Enhancing software analysis with Moose's aggregation

Simplify model import

Posted by Patricia TOTOUM on August 07, 2023 · 4 mins read

As software systems grow more complex, importing large models into Moose using the conventional process can cause issues with speed, excessive memory usage, and overall performance due to the vast amount of data. To ensure a smoother analysis process, managing the importation of extensive models efficiently is crucial. To overcome these challenges, strategic filtering and aggregation have emerged as powerful techniques.

Filtering entities: limits and approach

One feature of Moose is its model import filtering, which provides a practical approach to effectively handle large models. It allows us to selectively choose relevant entities for analysis instead of importing the entire model.

However, filtering has its limitations. By excluding certain entities during importation, we may lose some fine-grained details that could potentially be relevant for certain analyses. Moreover, if our filtering criteria are too aggressive, we might overlook important dependencies that could impact the overall understanding of the software system. To address these limitations, we have adopted a specific approach in this context - not importing methods.

Simplifying the model by not importing methods

let’s take a look at a real-life example - a massive software model with over 130,000 methods!

"Massive Model"

While method-related information can be crucial for certain analysis tasks, focusing on high-level relationships between classes is often more important than diving into individual method implementations. By avoiding the importation of individual methods, we strike a balance between capturing essential dependency information and simplifying the model.

But how do we preserve crucial dependency information when we’re not importing methods? This is where aggregation comes into play.

Aggregation: an approach to capture dependencies

Aggregation involves creating an aggregated method within each class, serving as a central repository for consolidating dependencies. This approach reduces the need for complex connections between individual methods, leading to improved performance and overall efficiency. The abstraction layer introduced by aggregated methods not only simplifies the model but also enhances its modularity. By adopting this approach, we promote cleaner code design, making the software more maintainable and adaptable.

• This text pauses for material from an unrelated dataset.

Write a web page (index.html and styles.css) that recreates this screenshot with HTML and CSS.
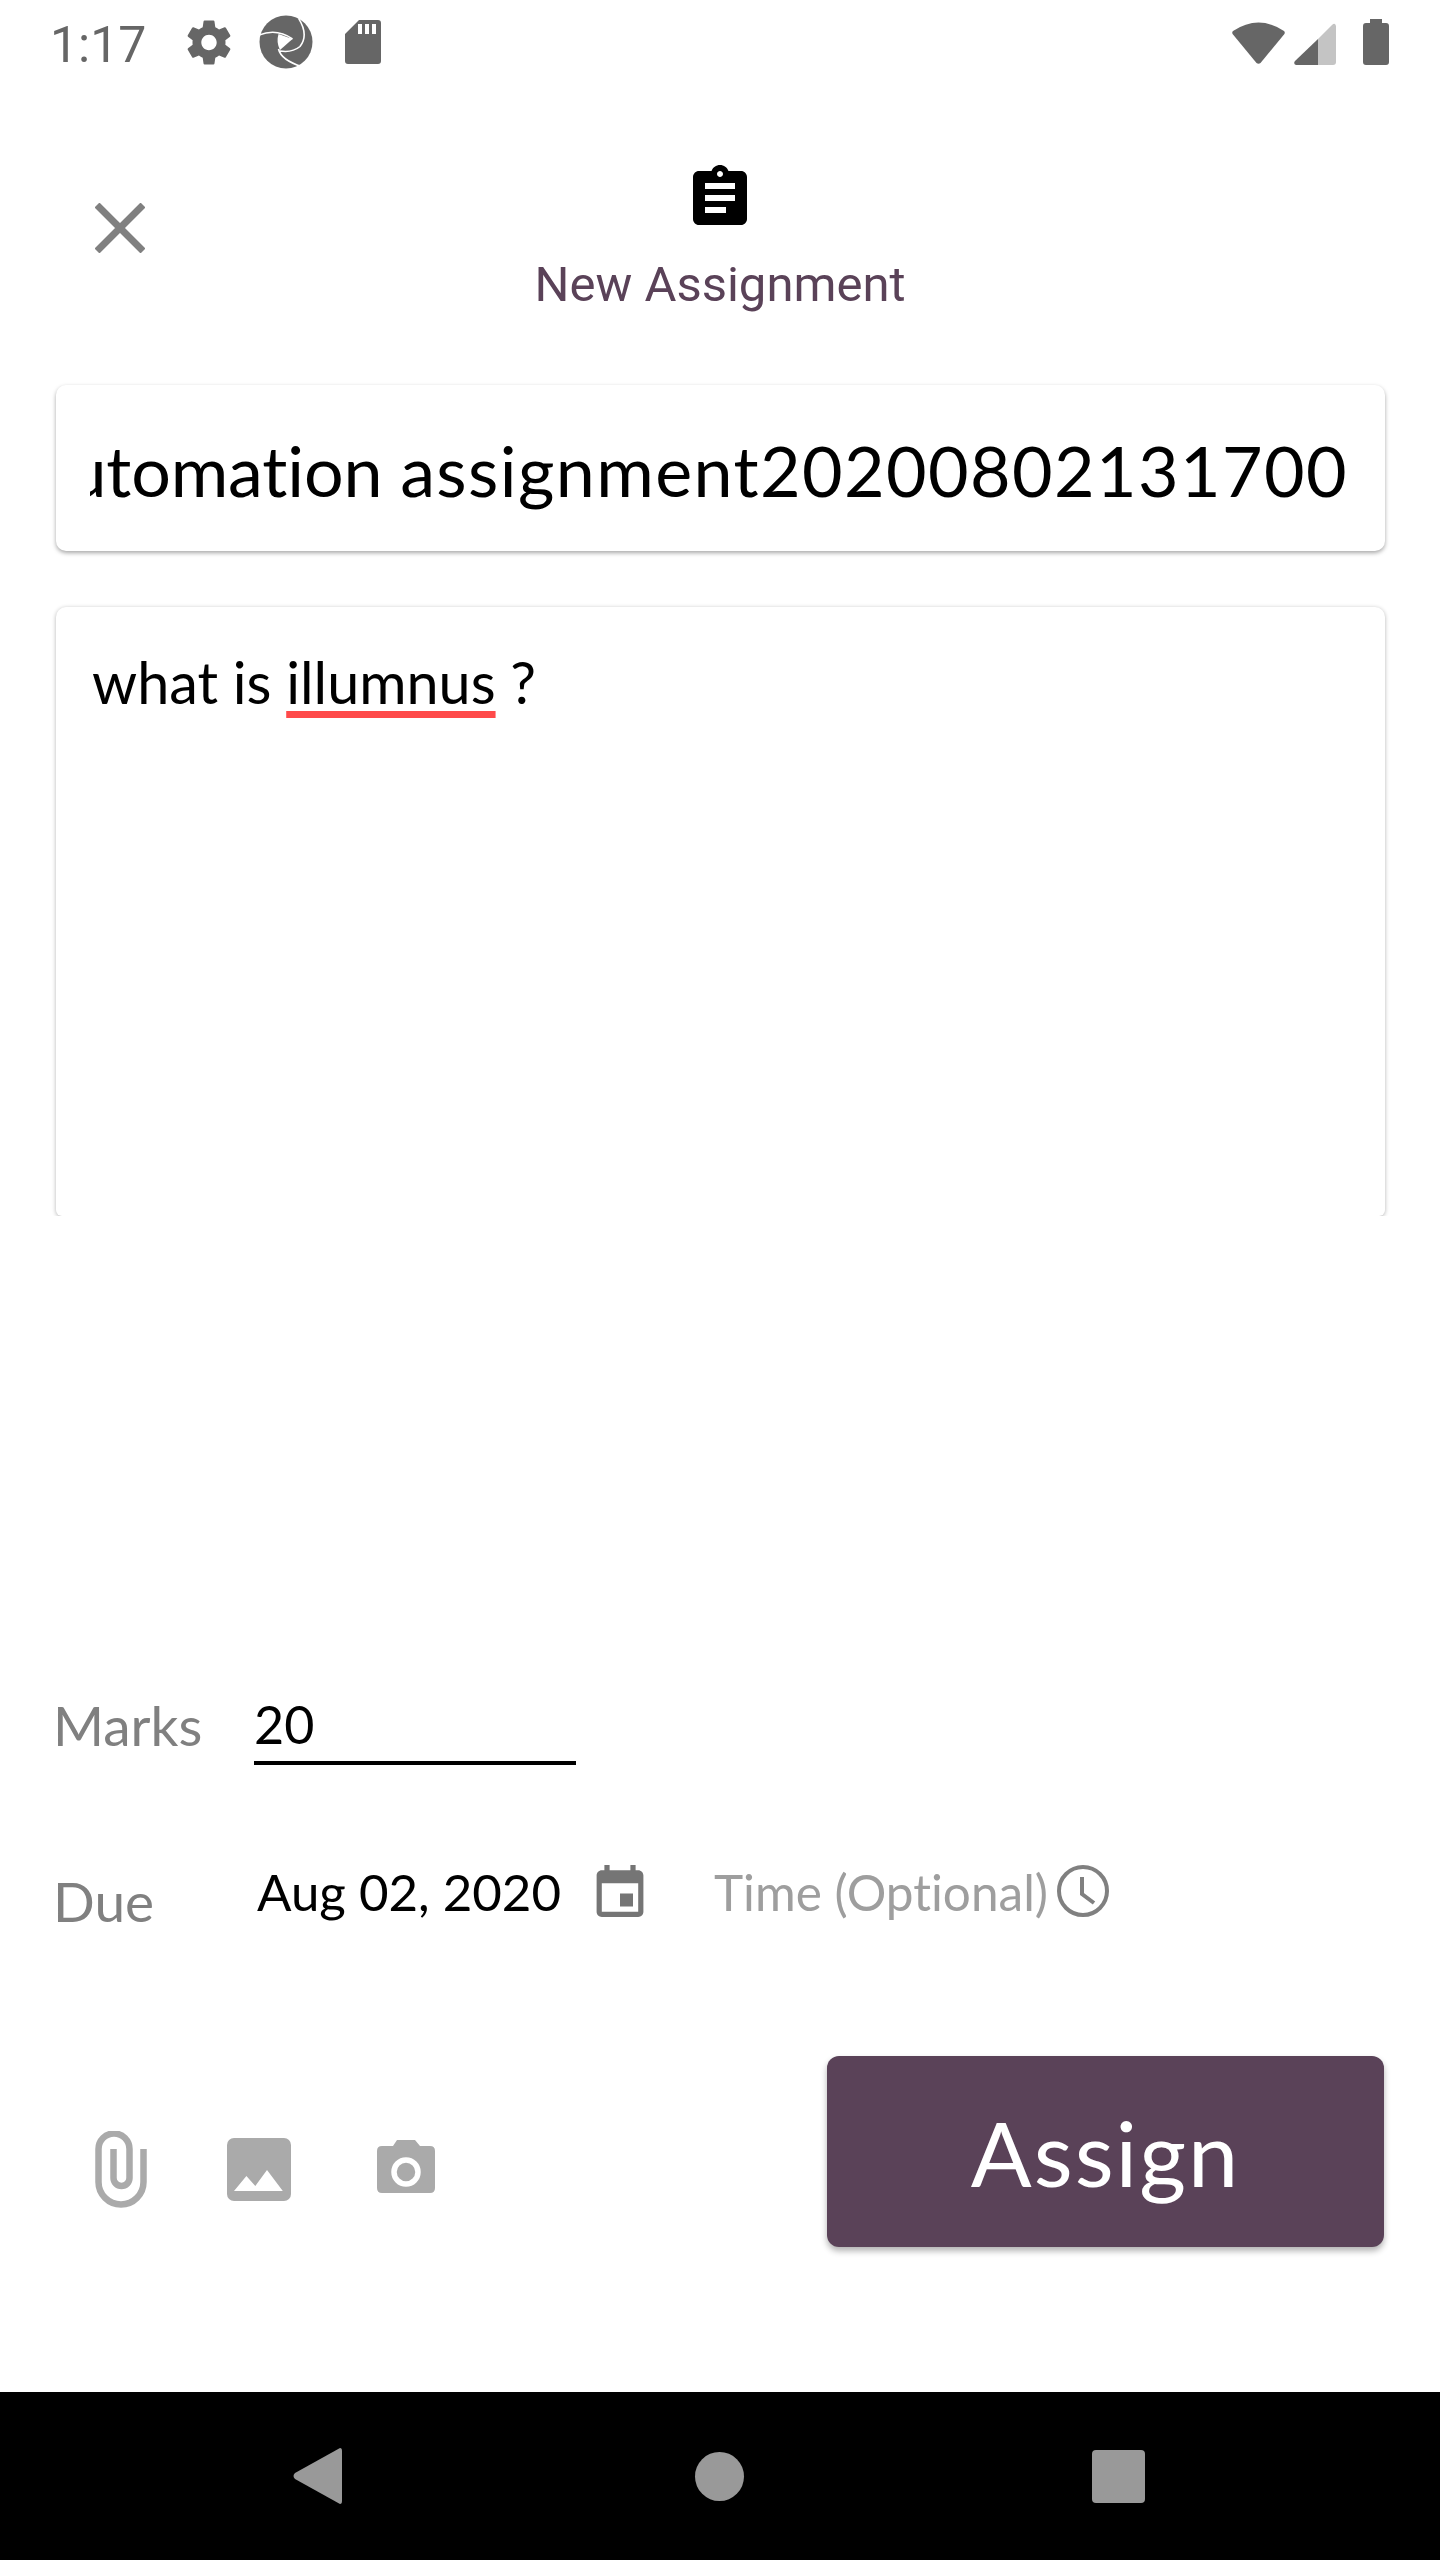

Now, let’s explore the process of importing a software model into Moose using the aggregator approach.

Importing a model in Moose with the aggregator

To import an aggregated model into Moose:

  1. Open Moose’s model browser.
  2. Locate the model file on your computer.
  3. Click “Aggregate Methods.”
  4. Click “Import.”

"Importing Model"

Now, the aggregated model is available for analysis in Moose.

"My Java Model"

Benchmarking aggregation’s impact on model size and analysis

To assess the effectiveness of aggregation in reducing model complexity, we conducted a benchmark using a real-life example. The original software model had a staggering 10,267 methods.

"Source Model Number Of Methods"

After importing the model into Moose using the aggregation approach, the corresponding aggregated model had only 448 methods. This showcases a substantial reduction in complexity achieved through aggregation.

"Aggregated Model Number Of Methods"

In proportion, the aggregated model represents just 4.4% of the original model’s size (448 / 10,267 * 100). This remarkable decrease in the number of methods demonstrates the powerful impact of aggregation in simplifying the model.

Our benchmark confirms that aggregation is an invaluable technique for managing large models in Moose. It significantly streamlines the analysis process while preserving essential dependency information. Aggregation empowers software engineers to work with large-scale systems more efficiently and promotes cleaner code design, making the software more maintainable and adaptable.


In summary, aggregation proved to be a highly effective approach for managing large models in Moose. By adopting aggregation, software engineers can work more efficiently with complex systems.